(JOB) Extract every line of the material that holds the string "components".

## begin

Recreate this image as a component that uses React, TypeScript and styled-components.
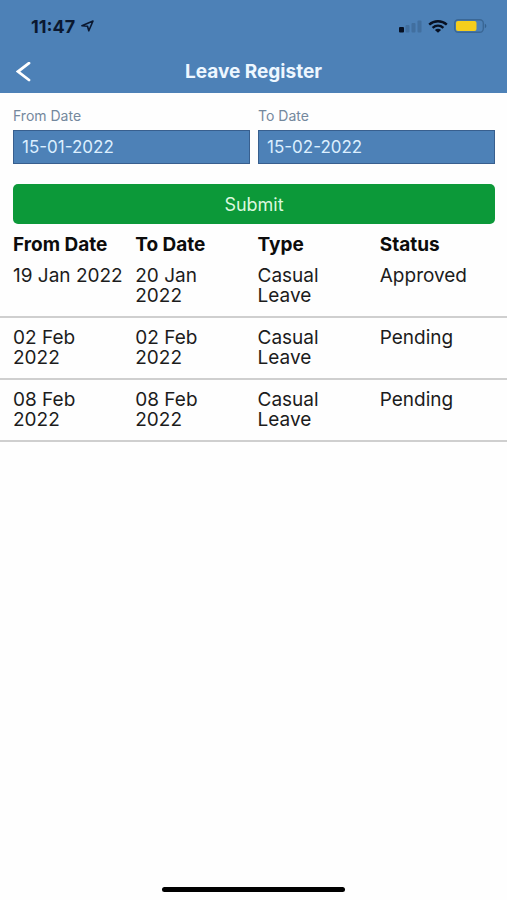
import React, { useState } from "react";
import styled, { createGlobalStyle } from "styled-components";

const GlobalStyle = createGlobalStyle`
  *, *::before, *::after { box-sizing: border-box; }
  body {
    margin: 0;
    background: #fefefe;
    color: #1c1c1c;
    font-family: Inter, "Liberation Sans", sans-serif;
  }
`;

const Screen = styled.div`
  display: flex;
  flex-direction: column;
  min-height: 100vh;
`;

const Header = styled.header`
  background: #4d81b7;
`;

const StatusBar = styled.div`
  display: flex;
  align-items: center;
  justify-content: space-between;
  height: 50px;
  padding: 2px 20px 0 31px;
`;

const Clock = styled.div`
  display: flex;
  align-items: center;
  gap: 6px;
  color: #0b1830;
  font-size: 18px;
  font-weight: 700;
`;

const StatusIcons = styled.div`
  display: flex;
  align-items: center;
  gap: 6px;
`;

const TitleBar = styled.div`
  display: grid;
  grid-template-columns: 48px 1fr 48px;
  align-items: center;
  height: 43px;
`;

const BackButton = styled.button`
  display: flex;
  align-items: center;
  height: 40px;
  padding: 0 0 0 16px;
  border: 0;
  background: none;
  color: #ffffff;
  cursor: pointer;
`;

const Title = styled.h1`
  margin: 0;
  color: #eef7ff;
  font-size: 19px;
  font-weight: 700;
  line-height: 24px;
  text-align: center;
`;

const Main = styled.main`
  flex: 1;
`;

const FilterForm = styled.form`
  display: grid;
  grid-template-columns: 1fr 1fr;
  column-gap: 8px;
  row-gap: 20px;
  padding: 16px 12px 11px 13px;
`;

const Field = styled.label`
  display: flex;
  flex-direction: column;
  gap: 7px;
  color: #74889d;
  font-size: 14px;
  line-height: 14px;
`;

const DateInput = styled.input`
  width: 100%;
  height: 34px;
  padding: 0 8px;
  border: 1px solid #385f8e;
  border-radius: 0;
  background: #4d81b7;
  color: #dcefff;
  font: inherit;
  font-size: 17px;
`;

const SubmitButton = styled.button`
  grid-column: 1 / -1;
  height: 40px;
  border: 0;
  border-radius: 5px;
  background: #0c9939;
  color: #dcf8df;
  font: inherit;
  font-size: 18px;
  cursor: pointer;
`;

const Register = styled.table`
  display: block;
  font-size: 19px;
  line-height: 20px;
`;

const RowGroup = styled.tbody`
  display: block;
`;

const HeadGroup = styled.thead`
  display: block;
`;

const Row = styled.tr<{ $heading?: boolean }>`
  display: grid;
  grid-template-columns: repeat(4, 1fr);
  padding: ${(p) => (p.$heading ? "0 5px 1px 13px" : "10px 5px 10px 13px")};
  border-bottom: ${(p) => (p.$heading ? "0" : "2px solid #cfcfcf")};
`;

const HeadCell = styled.th`
  padding: 0;
  color: #0c0c0c;
  font-weight: 700;
  text-align: left;
`;

const Cell = styled.td`
  padding: 0;
  white-space: pre-line;
`;

const Footer = styled.footer`
  display: flex;
  justify-content: center;
  padding-bottom: 8px;
`;

const HomeIndicator = styled.div`
  width: 36%;
  height: 5px;
  border-radius: 3px;
  background: #000000;
`;

const LocationIcon = () => (
  <svg width="13" height="12" viewBox="0 0 13 12" aria-hidden="true">
    <path d="M0.9 5.8 12 1 7.8 10.8 6.5 6.2Z" fill="none" stroke="#0b1830" strokeWidth="1.6" strokeLinejoin="round" />
  </svg>
);

const SignalIcon = () => (
  <svg width="23" height="13" viewBox="0 0 23 13" aria-label="Signal">
    <rect x="0" y="7" width="5" height="5.5" rx="1" fill="#071022" />
    <rect x="6.5" y="5" width="4" height="7.5" rx="1" fill="#416f9f" />
    <rect x="12.5" y="3" width="4" height="9.5" rx="1" fill="#416f9f" />
    <rect x="18.5" y="0.5" width="4" height="12" rx="1" fill="#416f9f" />
  </svg>
);

const WifiIcon = () => (
  <svg width="20" height="13" viewBox="0 0 20 13" aria-label="Wi-Fi">
    <g fill="none" stroke="#071022" strokeWidth="2.4">
      <path d="M1.2 4.7C6.2.1 13.8.1 18.8 4.7" />
      <path d="M4.6 7.9C7.8 5 12.2 5 15.4 7.9" />
    </g>
    <path d="M6.9 9.9C8.7 8.4 11.3 8.4 13.1 9.9L10 12.8Z" fill="#071022" />
  </svg>
);

const BatteryIcon = () => (
  <svg width="33" height="14" viewBox="0 0 33 14" aria-label="Battery">
    <rect x="0.7" y="0.7" width="28.6" height="12.6" rx="3.5" fill="none" stroke="#3a6795" strokeWidth="1.4" />
    <rect x="2" y="2" width="20.5" height="10" rx="2" fill="#f6ce1c" />
    <path d="M30.8 4.8C32.8 5.5 32.8 8.5 30.8 9.2Z" fill="#35618f" />
  </svg>
);

const BackIcon = () => (
  <svg width="15" height="20" viewBox="0 0 15 20" aria-hidden="true">
    <path d="M13 1.2 2 9.6 13 18" fill="none" stroke="currentColor" strokeWidth="2.8" strokeLinecap="round" strokeLinejoin="miter" />
  </svg>
);

const columns = ["From Date", "To Date", "Type", "Status"];

const leaves = [
  ["19 Jan 2022", "20 Jan\n2022", "Casual\nLeave", "Approved"],
  ["02 Feb\n2022", "02 Feb\n2022", "Casual\nLeave", "Pending"],
  ["08 Feb\n2022", "08 Feb\n2022", "Casual\nLeave", "Pending"],
];

export default function App() {
  const [from, setFrom] = useState("15-01-2022");
  const [to, setTo] = useState("15-02-2022");

  return (
    <Screen>
      <GlobalStyle />
      <Header>
        <StatusBar>
          <Clock>
            11:47
            <LocationIcon />
          </Clock>
          <StatusIcons>
            <SignalIcon />
            <WifiIcon />
            <BatteryIcon />
          </StatusIcons>
        </StatusBar>
        <TitleBar>
          <BackButton type="button" aria-label="Back">
            <BackIcon />
          </BackButton>
          <Title>Leave Register</Title>
        </TitleBar>
      </Header>
      <Main>
        <FilterForm onSubmit={(e) => e.preventDefault()}>
          <Field>
            From Date
            <DateInput value={from} onChange={(e) => setFrom(e.target.value)} />
          </Field>
          <Field>
            To Date
            <DateInput value={to} onChange={(e) => setTo(e.target.value)} />
          </Field>
          <SubmitButton type="submit">Submit</SubmitButton>
        </FilterForm>
        <Register>
          <HeadGroup>
            <Row $heading>
              {columns.map((name) => (
                <HeadCell key={name} scope="col">{name}</HeadCell>
              ))}
            </Row>
          </HeadGroup>
          <RowGroup>
            {leaves.map((leave) => (
              <Row key={leave[0]}>
                {leave.map((value, i) => (
                  <Cell key={columns[i]}>{value}</Cell>
                ))}
              </Row>
            ))}
          </RowGroup>
        </Register>
      </Main>
      <Footer>
        <HomeIndicator />
      </Footer>
    </Screen>
  );
}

## end

(REPLY)
Recreate this image as a component that uses React, TypeScript and styled-components.
import styled, { createGlobalStyle } from "styled-components";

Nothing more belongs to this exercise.